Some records
====

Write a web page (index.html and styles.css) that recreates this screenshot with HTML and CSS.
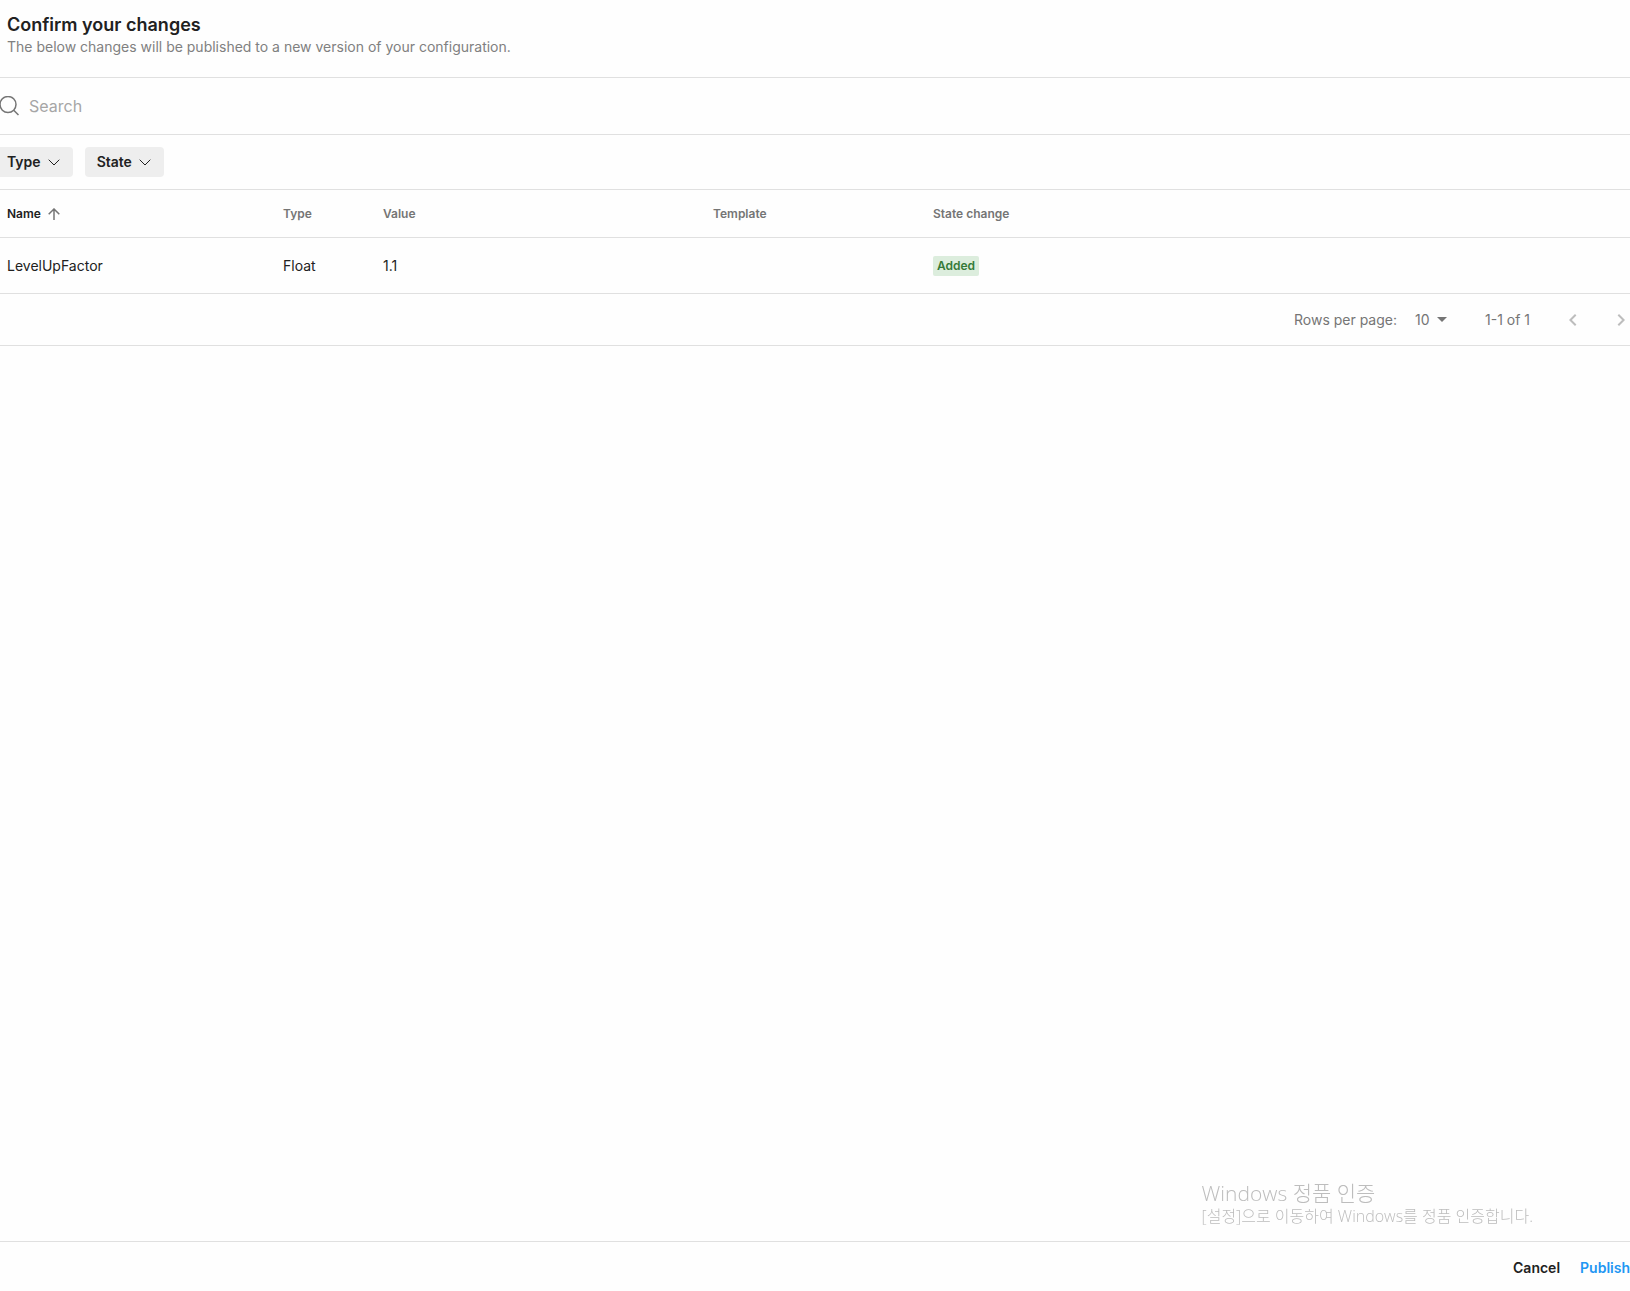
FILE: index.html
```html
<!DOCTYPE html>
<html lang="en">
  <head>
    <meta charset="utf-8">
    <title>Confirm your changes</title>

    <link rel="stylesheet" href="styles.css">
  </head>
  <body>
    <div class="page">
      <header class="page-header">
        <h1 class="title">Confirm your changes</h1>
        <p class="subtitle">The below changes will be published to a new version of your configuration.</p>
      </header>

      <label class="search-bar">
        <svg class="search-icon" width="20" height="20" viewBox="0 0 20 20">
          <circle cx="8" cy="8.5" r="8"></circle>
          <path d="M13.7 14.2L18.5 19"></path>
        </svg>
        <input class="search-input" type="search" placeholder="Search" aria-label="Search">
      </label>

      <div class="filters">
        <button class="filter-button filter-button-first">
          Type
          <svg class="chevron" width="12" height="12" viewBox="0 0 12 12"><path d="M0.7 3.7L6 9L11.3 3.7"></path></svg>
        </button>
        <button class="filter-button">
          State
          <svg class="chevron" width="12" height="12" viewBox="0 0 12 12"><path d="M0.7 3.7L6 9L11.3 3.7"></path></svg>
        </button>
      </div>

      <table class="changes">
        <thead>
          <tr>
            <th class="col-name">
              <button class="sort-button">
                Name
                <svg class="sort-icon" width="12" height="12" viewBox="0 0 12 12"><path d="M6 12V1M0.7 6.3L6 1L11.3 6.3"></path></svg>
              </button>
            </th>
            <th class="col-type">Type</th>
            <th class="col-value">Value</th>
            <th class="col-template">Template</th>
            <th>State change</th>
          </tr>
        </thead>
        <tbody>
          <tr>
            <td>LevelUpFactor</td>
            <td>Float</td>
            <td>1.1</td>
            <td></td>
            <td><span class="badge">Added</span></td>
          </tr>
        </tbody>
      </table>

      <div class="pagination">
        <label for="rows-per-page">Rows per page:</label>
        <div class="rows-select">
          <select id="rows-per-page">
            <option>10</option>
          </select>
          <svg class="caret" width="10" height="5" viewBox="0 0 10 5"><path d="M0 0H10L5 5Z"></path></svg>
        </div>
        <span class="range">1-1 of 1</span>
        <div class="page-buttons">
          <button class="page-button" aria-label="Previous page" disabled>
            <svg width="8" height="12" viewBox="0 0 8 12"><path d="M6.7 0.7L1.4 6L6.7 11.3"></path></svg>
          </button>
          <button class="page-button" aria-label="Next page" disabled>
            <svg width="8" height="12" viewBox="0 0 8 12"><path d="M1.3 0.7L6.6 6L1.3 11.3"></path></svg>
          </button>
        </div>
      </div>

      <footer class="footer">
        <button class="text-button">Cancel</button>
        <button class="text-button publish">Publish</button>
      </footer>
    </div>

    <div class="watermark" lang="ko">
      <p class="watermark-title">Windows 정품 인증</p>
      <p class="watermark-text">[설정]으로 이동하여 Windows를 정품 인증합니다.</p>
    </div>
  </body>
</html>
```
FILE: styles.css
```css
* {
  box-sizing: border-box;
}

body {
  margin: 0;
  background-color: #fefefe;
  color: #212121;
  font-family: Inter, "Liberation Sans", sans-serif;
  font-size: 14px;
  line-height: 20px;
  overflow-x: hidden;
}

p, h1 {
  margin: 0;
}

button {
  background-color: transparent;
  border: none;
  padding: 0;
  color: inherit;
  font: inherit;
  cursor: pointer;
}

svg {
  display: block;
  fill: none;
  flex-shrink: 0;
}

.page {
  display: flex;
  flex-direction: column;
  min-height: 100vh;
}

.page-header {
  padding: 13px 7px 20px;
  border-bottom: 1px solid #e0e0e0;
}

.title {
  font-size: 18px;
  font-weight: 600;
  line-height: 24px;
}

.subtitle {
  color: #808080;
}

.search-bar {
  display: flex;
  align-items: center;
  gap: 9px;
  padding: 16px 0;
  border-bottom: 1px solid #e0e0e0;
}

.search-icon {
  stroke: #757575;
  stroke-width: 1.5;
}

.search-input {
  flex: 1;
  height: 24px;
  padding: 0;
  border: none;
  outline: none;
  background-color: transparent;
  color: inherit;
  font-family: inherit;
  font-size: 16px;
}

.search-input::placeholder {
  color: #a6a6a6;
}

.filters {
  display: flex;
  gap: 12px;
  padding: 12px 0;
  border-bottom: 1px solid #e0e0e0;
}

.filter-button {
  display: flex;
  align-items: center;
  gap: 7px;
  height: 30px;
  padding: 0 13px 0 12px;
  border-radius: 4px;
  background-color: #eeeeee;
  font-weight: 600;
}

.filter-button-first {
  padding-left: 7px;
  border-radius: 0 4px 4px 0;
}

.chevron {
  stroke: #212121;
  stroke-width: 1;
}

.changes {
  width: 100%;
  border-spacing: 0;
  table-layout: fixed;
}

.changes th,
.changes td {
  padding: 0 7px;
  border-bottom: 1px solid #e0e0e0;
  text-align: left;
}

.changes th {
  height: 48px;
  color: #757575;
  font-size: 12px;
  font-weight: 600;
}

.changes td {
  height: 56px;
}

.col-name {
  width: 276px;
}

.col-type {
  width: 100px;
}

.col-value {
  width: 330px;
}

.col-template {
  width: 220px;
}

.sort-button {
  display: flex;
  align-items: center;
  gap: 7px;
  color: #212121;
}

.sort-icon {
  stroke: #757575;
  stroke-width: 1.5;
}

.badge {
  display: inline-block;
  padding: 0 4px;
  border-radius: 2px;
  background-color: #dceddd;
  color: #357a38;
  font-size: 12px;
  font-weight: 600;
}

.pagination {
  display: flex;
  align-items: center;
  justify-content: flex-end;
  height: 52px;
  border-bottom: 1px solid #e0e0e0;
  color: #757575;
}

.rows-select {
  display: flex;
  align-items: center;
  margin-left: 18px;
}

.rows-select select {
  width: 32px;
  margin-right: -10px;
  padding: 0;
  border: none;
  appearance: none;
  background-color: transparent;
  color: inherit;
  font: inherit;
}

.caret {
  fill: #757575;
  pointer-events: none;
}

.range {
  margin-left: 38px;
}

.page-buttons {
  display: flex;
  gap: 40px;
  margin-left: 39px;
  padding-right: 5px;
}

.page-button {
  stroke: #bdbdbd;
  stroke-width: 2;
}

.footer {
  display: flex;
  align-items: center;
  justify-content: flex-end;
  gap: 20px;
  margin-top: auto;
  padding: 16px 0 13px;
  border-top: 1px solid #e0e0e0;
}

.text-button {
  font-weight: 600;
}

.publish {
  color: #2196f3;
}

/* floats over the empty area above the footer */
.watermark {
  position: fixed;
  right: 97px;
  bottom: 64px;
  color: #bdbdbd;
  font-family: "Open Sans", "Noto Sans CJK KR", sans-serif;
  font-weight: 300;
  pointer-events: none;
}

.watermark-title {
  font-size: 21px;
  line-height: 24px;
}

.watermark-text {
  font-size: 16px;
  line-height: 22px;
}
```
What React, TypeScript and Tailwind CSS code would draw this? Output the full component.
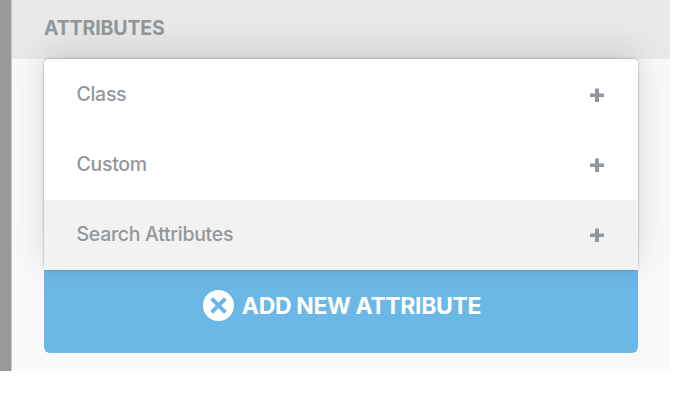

====

**CHALLENGE**
Print the records above exactly as they stand, but leave out the pictures.

**EXERCISE RESPONSE**
Write a web page (index.html and styles.css) that recreates this screenshot with HTML and CSS.
FILE: index.html
```html
<!DOCTYPE html>
<html lang="en">
  <head>
    <meta charset="utf-8">
    <title>Confirm your changes</title>

    <link rel="stylesheet" href="styles.css">
  </head>
  <body>
    <div class="page">
      <header class="page-header">
        <h1 class="title">Confirm your changes</h1>
        <p class="subtitle">The below changes will be published to a new version of your configuration.</p>
      </header>

      <label class="search-bar">
        <svg class="search-icon" width="20" height="20" viewBox="0 0 20 20">
          <circle cx="8" cy="8.5" r="8"></circle>
          <path d="M13.7 14.2L18.5 19"></path>
        </svg>
        <input class="search-input" type="search" placeholder="Search" aria-label="Search">
      </label>

      <div class="filters">
        <button class="filter-button filter-button-first">
          Type
          <svg class="chevron" width="12" height="12" viewBox="0 0 12 12"><path d="M0.7 3.7L6 9L11.3 3.7"></path></svg>
        </button>
        <button class="filter-button">
          State
          <svg class="chevron" width="12" height="12" viewBox="0 0 12 12"><path d="M0.7 3.7L6 9L11.3 3.7"></path></svg>
        </button>
      </div>

      <table class="changes">
        <thead>
          <tr>
            <th class="col-name">
              <button class="sort-button">
                Name
                <svg class="sort-icon" width="12" height="12" viewBox="0 0 12 12"><path d="M6 12V1M0.7 6.3L6 1L11.3 6.3"></path></svg>
              </button>
            </th>
            <th class="col-type">Type</th>
            <th class="col-value">Value</th>
            <th class="col-template">Template</th>
            <th>State change</th>
          </tr>
        </thead>
        <tbody>
          <tr>
            <td>LevelUpFactor</td>
            <td>Float</td>
            <td>1.1</td>
            <td></td>
            <td><span class="badge">Added</span></td>
          </tr>
        </tbody>
      </table>

      <div class="pagination">
        <label for="rows-per-page">Rows per page:</label>
        <div class="rows-select">
          <select id="rows-per-page">
            <option>10</option>
          </select>
          <svg class="caret" width="10" height="5" viewBox="0 0 10 5"><path d="M0 0H10L5 5Z"></path></svg>
        </div>
        <span class="range">1-1 of 1</span>
        <div class="page-buttons">
          <button class="page-button" aria-label="Previous page" disabled>
            <svg width="8" height="12" viewBox="0 0 8 12"><path d="M6.7 0.7L1.4 6L6.7 11.3"></path></svg>
          </button>
          <button class="page-button" aria-label="Next page" disabled>
            <svg width="8" height="12" viewBox="0 0 8 12"><path d="M1.3 0.7L6.6 6L1.3 11.3"></path></svg>
          </button>
        </div>
      </div>

      <footer class="footer">
        <button class="text-button">Cancel</button>
        <button class="text-button publish">Publish</button>
      </footer>
    </div>

    <div class="watermark" lang="ko">
      <p class="watermark-title">Windows 정품 인증</p>
      <p class="watermark-text">[설정]으로 이동하여 Windows를 정품 인증합니다.</p>
    </div>
  </body>
</html>
```
FILE: styles.css
```css
* {
  box-sizing: border-box;
}

body {
  margin: 0;
  background-color: #fefefe;
  color: #212121;
  font-family: Inter, "Liberation Sans", sans-serif;
  font-size: 14px;
  line-height: 20px;
  overflow-x: hidden;
}

p, h1 {
  margin: 0;
}

button {
  background-color: transparent;
  border: none;
  padding: 0;
  color: inherit;
  font: inherit;
  cursor: pointer;
}

svg {
  display: block;
  fill: none;
  flex-shrink: 0;
}

.page {
  display: flex;
  flex-direction: column;
  min-height: 100vh;
}

.page-header {
  padding: 13px 7px 20px;
  border-bottom: 1px solid #e0e0e0;
}

.title {
  font-size: 18px;
  font-weight: 600;
  line-height: 24px;
}

.subtitle {
  color: #808080;
}

.search-bar {
  display: flex;
  align-items: center;
  gap: 9px;
  padding: 16px 0;
  border-bottom: 1px solid #e0e0e0;
}

.search-icon {
  stroke: #757575;
  stroke-width: 1.5;
}

.search-input {
  flex: 1;
  height: 24px;
  padding: 0;
  border: none;
  outline: none;
  background-color: transparent;
  color: inherit;
  font-family: inherit;
  font-size: 16px;
}

.search-input::placeholder {
  color: #a6a6a6;
}

.filters {
  display: flex;
  gap: 12px;
  padding: 12px 0;
  border-bottom: 1px solid #e0e0e0;
}

.filter-button {
  display: flex;
  align-items: center;
  gap: 7px;
  height: 30px;
  padding: 0 13px 0 12px;
  border-radius: 4px;
  background-color: #eeeeee;
  font-weight: 600;
}

.filter-button-first {
  padding-left: 7px;
  border-radius: 0 4px 4px 0;
}

.chevron {
  stroke: #212121;
  stroke-width: 1;
}

.changes {
  width: 100%;
  border-spacing: 0;
  table-layout: fixed;
}

.changes th,
.changes td {
  padding: 0 7px;
  border-bottom: 1px solid #e0e0e0;
  text-align: left;
}

.changes th {
  height: 48px;
  color: #757575;
  font-size: 12px;
  font-weight: 600;
}

.changes td {
  height: 56px;
}

.col-name {
  width: 276px;
}

.col-type {
  width: 100px;
}

.col-value {
  width: 330px;
}

.col-template {
  width: 220px;
}

.sort-button {
  display: flex;
  align-items: center;
  gap: 7px;
  color: #212121;
}

.sort-icon {
  stroke: #757575;
  stroke-width: 1.5;
}

.badge {
  display: inline-block;
  padding: 0 4px;
  border-radius: 2px;
  background-color: #dceddd;
  color: #357a38;
  font-size: 12px;
  font-weight: 600;
}

.pagination {
  display: flex;
  align-items: center;
  justify-content: flex-end;
  height: 52px;
  border-bottom: 1px solid #e0e0e0;
  color: #757575;
}

.rows-select {
  display: flex;
  align-items: center;
  margin-left: 18px;
}

.rows-select select {
  width: 32px;
  margin-right: -10px;
  padding: 0;
  border: none;
  appearance: none;
  background-color: transparent;
  color: inherit;
  font: inherit;
}

.caret {
  fill: #757575;
  pointer-events: none;
}

.range {
  margin-left: 38px;
}

.page-buttons {
  display: flex;
  gap: 40px;
  margin-left: 39px;
  padding-right: 5px;
}

.page-button {
  stroke: #bdbdbd;
  stroke-width: 2;
}

.footer {
  display: flex;
  align-items: center;
  justify-content: flex-end;
  gap: 20px;
  margin-top: auto;
  padding: 16px 0 13px;
  border-top: 1px solid #e0e0e0;
}

.text-button {
  font-weight: 600;
}

.publish {
  color: #2196f3;
}

/* floats over the empty area above the footer */
.watermark {
  position: fixed;
  right: 97px;
  bottom: 64px;
  color: #bdbdbd;
  font-family: "Open Sans", "Noto Sans CJK KR", sans-serif;
  font-weight: 300;
  pointer-events: none;
}

.watermark-title {
  font-size: 21px;
  line-height: 24px;
}

.watermark-text {
  font-size: 16px;
  line-height: 22px;
}
```
What React, TypeScript and Tailwind CSS code would draw this? Output the full component.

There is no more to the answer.